When to Seek Legal Counsel
Involve an attorney before hiring key employees from a competitor, before sharing confidential information with investors or partners, when drafting or updating NDAs for roles with significant access to proprietary information, immediately upon discovering a suspected breach, and before terminating an employee who has had access to critical trade secrets.
The cost of a legal consultation at the right moment is a fraction of the cost of trade secret litigation. For small businesses in Coral Springs and throughout Broward County, working with a firm that understands both the legal framework and the operational realities of entrepreneurship makes a material difference in outcomes.
Matthew Fornaro, P.A. has spent over two decades advising South Florida entrepreneurs on these issues, from drafting enforceable NDAs to pursuing misappropriation claims in federal court. The firm’s work spans business formation, commercial litigation, and contracts, the full spectrum of what small business owners need when protecting their competitive advantage.
Protecting proprietary information is one of the most consequential decisions a small business owner makes, and most wait until after a breach to take it seriously. Matthew Fornaro, P.A. provides the practical, results-oriented legal guidance that Coral Springs and Broward County entrepreneurs need, from drafting trade secret policies and NDAs to pursuing civil claims for misappropriation. With over 20 years of experience in business law and intellectual property matters, the firm delivers counsel built for the operational realities of small business. Call today to discuss how to protect trade secrets for small business before a competitor forces the conversation.

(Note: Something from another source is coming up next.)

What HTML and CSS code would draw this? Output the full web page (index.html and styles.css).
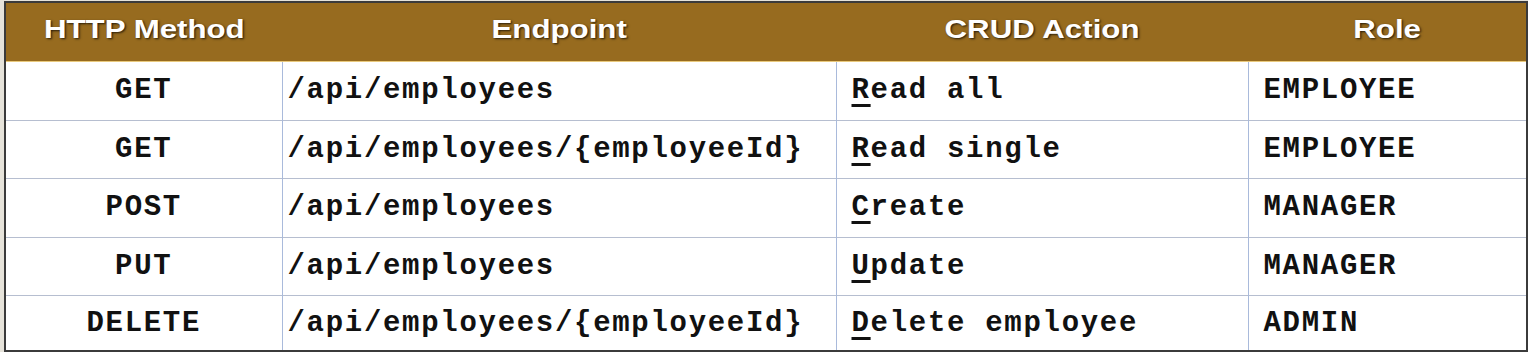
FILE: index.html
```html
<!DOCTYPE html>
<html lang="en">
<head>
    <meta charset="UTF-8">
    <title>Employee REST Endpoints</title>
    <link rel="stylesheet" href="styles.css">
</head>
<body>
    <div class="sheet">
        <table class="endpoints">
            <colgroup>
                <col class="col-method">
                <col class="col-path">
                <col class="col-action">
                <col class="col-role">
            </colgroup>
            <thead>
                <tr>
                    <th><span class="head-label">HTTP Method</span></th>
                    <th><span class="head-label">Endpoint</span></th>
                    <th><span class="head-label">CRUD Action</span></th>
                    <th><span class="head-label">Role</span></th>
                </tr>
            </thead>
            <tbody>
                <tr>
                    <td class="method">GET</td>
                    <td class="path">/api/employees</td>
                    <td class="action"><u>R</u>ead all</td>
                    <td class="role">EMPLOYEE</td>
                </tr>
                <tr>
                    <td class="method">GET</td>
                    <td class="path">/api/employees/{employeeId}</td>
                    <td class="action"><u>R</u>ead single</td>
                    <td class="role">EMPLOYEE</td>
                </tr>
                <tr>
                    <td class="method">POST</td>
                    <td class="path">/api/employees</td>
                    <td class="action"><u>C</u>reate</td>
                    <td class="role">MANAGER</td>
                </tr>
                <tr>
                    <td class="method">PUT</td>
                    <td class="path">/api/employees</td>
                    <td class="action"><u>U</u>pdate</td>
                    <td class="role">MANAGER</td>
                </tr>
                <tr>
                    <td class="method">DELETE</td>
                    <td class="path">/api/employees/{employeeId}</td>
                    <td class="action"><u>D</u>elete employee</td>
                    <td class="role">ADMIN</td>
                </tr>
            </tbody>
        </table>
    </div>
</body>
</html>
```

FILE: styles.css
```css
body {
    margin: 0;
    padding: 1px 0 0 4px;
    background-color: #e6e3da;
}

.sheet {
    border: 2px solid #3b3b3b;
    background-color: #ffffff;
    height: 347px;
    overflow: hidden;
}

.endpoints {
    width: 100%;
    border-collapse: collapse;
    table-layout: fixed;
}

.col-method { width: 276px; }
.col-path { width: 554px; }
.col-action { width: 412px; }
.col-role { width: 278px; }

th {
    height: 52px;
    padding: 0 0 6px 0;
    background-color: #976b1f;
    border-bottom: 1px solid #e9c97c;
    color: #ffffff;
    font-family: "Liberation Sans", Arial, sans-serif;
    font-weight: bold;
    font-size: 25px;
    text-align: center;
    text-shadow: 1px 1px 2px rgba(0, 0, 0, 0.75);
}

.head-label {
    display: inline-block;
    transform: scaleX(1.25);
}

td {
    height: 57.5px;
    padding: 0;
    border-top: 1px solid #b6bed0;
    border-left: 1px solid #a9badb;
    font-family: "Liberation Mono", "Courier New", monospace;
    font-weight: bold;
    font-size: 29px;
    letter-spacing: 1.7px;
    color: #111111;
}

tbody tr:first-child td {
    border-top: none;
}

tbody tr:last-child td {
    height: 54px;
}

td:first-child {
    border-left: none;
}

.method {
    text-align: center;
}

.path {
    padding-left: 5px;
}

.action {
    padding-left: 15px;
}

.role {
    padding-left: 15px;
}

.action u {
    text-decoration-thickness: 3px;
    text-underline-offset: 6px;
}
```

Frequently Asked Questions
What qualifies as a trade secret for a small business?
A trade secret is any proprietary information that gives your business a competitive advantage and is kept confidential. Examples include customer lists, pricing strategies, manufacturing processes, software code, and business formulas. The key requirement is that you take reasonable measures to maintain its secrecy. Courts assess whether information would be valuable if disclosed and whether your company has implemented internal controls to protect it.
What should be included in a non-disclosure agreement (NDA) template for small business?
A robust NDA should define what constitutes confidential information, specify the duration of confidentiality obligations, outline permitted uses, establish access controls, detail return or destruction of information upon termination, include non-compete clauses where applicable, and address remedies for misappropriation. The agreement should clearly state that trade secrets remain the property of your business and require employee acknowledgment of their responsibilities regarding proprietary information.
How do I protect trade secrets from employees when they work remotely?
Remote work trade secret protocols should include: requiring secure VPN connections, implementing multi-factor authentication, restricting access to confidential files based on job necessity, using encrypted storage solutions, prohibiting screen sharing in public spaces, establishing clear data handling policies, and conducting regular employee training on confidentiality obligations. Exit interviews should also reinforce non-compete and non-disclosure agreements when remote workers leave your company.
What is the difference between a patent and a trade secret?
A patent is a registered intellectual property right that provides public protection for an invention for a limited time (typically 20 years) in exchange for public disclosure. A trade secret remains confidential indefinitely if kept secret and provides competitive advantage through secrecy rather than legal registration. For small businesses, trade secrets often offer lower costs and longer protection periods, making them valuable for processes, formulas, and customer information that you can keep confidential.